Just days after a bill that would grant Prince George’s County Executive Rushern L. Baker III complete oversight of the school system was introduced in the Senate, several delegates who represent the county said the timing and lack of clarity in the bill have prevented them from supporting it.
“The bill came too fast too late (in the session)” said Delegate Veronica Turner, D-Prince George’s. “There was no time really for us to conduct a study to understand what the county executive is trying to do.”
Sen. Douglas J.J. Peters, D-Prince George’s, introduced a bill Monday that would alter the governing structure of the county’s school system and strip the Prince George’s County Board of Education of some power.
The bill as drafted would require the county executive to appoint the superintendent to a cabinet level position, as well as oversee the school system’s $1.7 billion budget.
Delegate Aisha Braveboy, D-Prince George’s, said there have been other executive takeovers of school systems across the country, but she is not convinced they have been as effective as they initially sought out to be.

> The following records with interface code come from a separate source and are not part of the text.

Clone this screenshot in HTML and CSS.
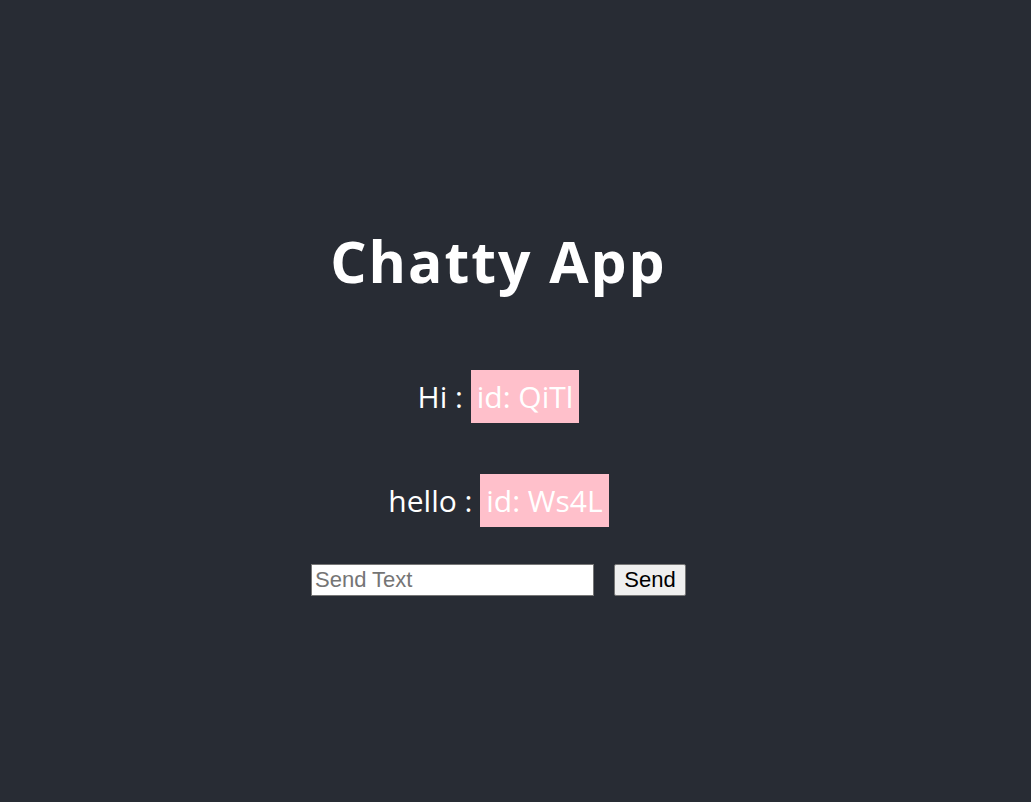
FILE: index.html
```html
<!DOCTYPE html>
<html>
<head>
<meta charset="utf-8">
<title>Chatty App</title>
<link rel="stylesheet" href="styles.css">
</head>
<body>
<div class="app">
  <h1 class="title">Chatty App</h1>
  <div class="messages">
    <div class="msg">Hi : <span class="tag">id: QiTl</span></div>
    <div class="msg">hello : <span class="tag">id: Ws4L</span></div>
  </div>
  <form class="composer">
    <input class="field" type="text" placeholder="Send Text">
    <button class="send" type="button">Send</button>
  </form>
</div>
</body>
</html>
```
FILE: styles.css
```css
html, body {
  margin: 0;
  padding: 0;
  height: 100%;
  background: #282c34;
}
.app {
  width: 997px;
  min-height: 100vh;
  box-sizing: border-box;
  padding-top: 223px;
  display: flex;
  flex-direction: column;
  align-items: center;
  color: #ffffff;
  font-family: "Open Sans", "Noto Sans", sans-serif;
}
.title {
  margin: 0;
  font-size: 57px;
  line-height: 76px;
  font-weight: 700;
  letter-spacing: 2px;
}
.messages {
  margin-top: 71px;
  display: flex;
  flex-direction: column;
  align-items: center;
  gap: 51px;
}
.msg {
  font-size: 30px;
  line-height: 53px;
  height: 53px;
}
.tag {
  display: inline-block;
  background: #ffc0cb;
  padding: 0 6px;
  line-height: 53px;
}
.composer {
  margin: 37px 0 0 0;
  display: flex;
  align-items: center;
  gap: 20px;
}
.field {
  box-sizing: border-box;
  width: 283px;
  height: 32px;
  border: 1px solid #767676;
  padding: 1px 3px;
  font-family: "Liberation Sans", Arial, sans-serif;
  font-size: 22px;
  background: #fff;
  color: #000;
  outline: none;
}
.field::placeholder {
  color: #757575;
}
.send {
  box-sizing: border-box;
  width: 72px;
  height: 32px;
  border: 1px solid #767676;
  border-radius: 2px;
  background: #efefef;
  color: #000;
  font-family: "Liberation Sans", Arial, sans-serif;
  font-size: 22px;
  padding: 0;
}
```
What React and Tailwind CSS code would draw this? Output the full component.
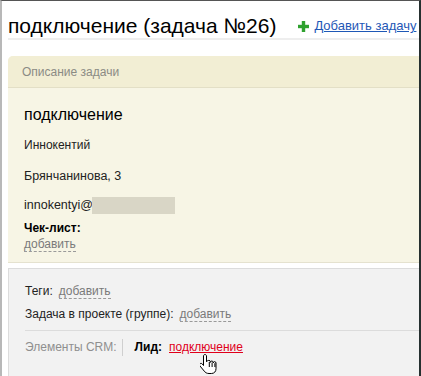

“I think it’s difficult for us to say that this change (in structure) would yield better results given that the proposal hasn’t proven to be successful in other areas,” Braveboy said.
Both Turner and Braveboy agreed they wanted changes made to help improve Maryland’s second largest school system. When asked whether she believed the policy was the county executive’s attempt to seek more power, Turner said Baker’s “motives were legit.”
“He knows that there are problems and he was trying to fix them,” Turner said. “But his approach of trying to fix them may not have been the right approach.”
Others in the Prince George’s delegation, including Delegate Dereck Davis, believe the changes in power make sense conceptually.
“If the executive is willing to take this on and wants to be held accountable for it, I’m supportive of the idea,” said Davis, adding that the county has been consistently ranked at the bottom of the state in terms of student achievement during the nearly 19 years he has been in office.
Davis said he has talked to many of his colleagues on the House side, and that a majority of them are in favor of taking some type of action in the near future.
“It may not be precisely what the county executive introduces, but overall they are not satisfied with what’s currently going on.” Davis said. “They’re definitely supportive of seeing something happen that would alter the course that we have been on.”
The bill is still under some construction, but Baker’s spokesman, Scott L. Peterson, said in a statement that the county executive is “open to others’ ideas and willing to work collaboratively at finding the best solutions to move the county forward.”
“(Baker) looks forward to working with all stakeholders as the legislative process evolves,” Peterson said.
There will be a hearing in the Senate Friday, and both the House and Senate are scheduled to meet in a joint hearing Monday.
There are less than two weeks left in the legislative session.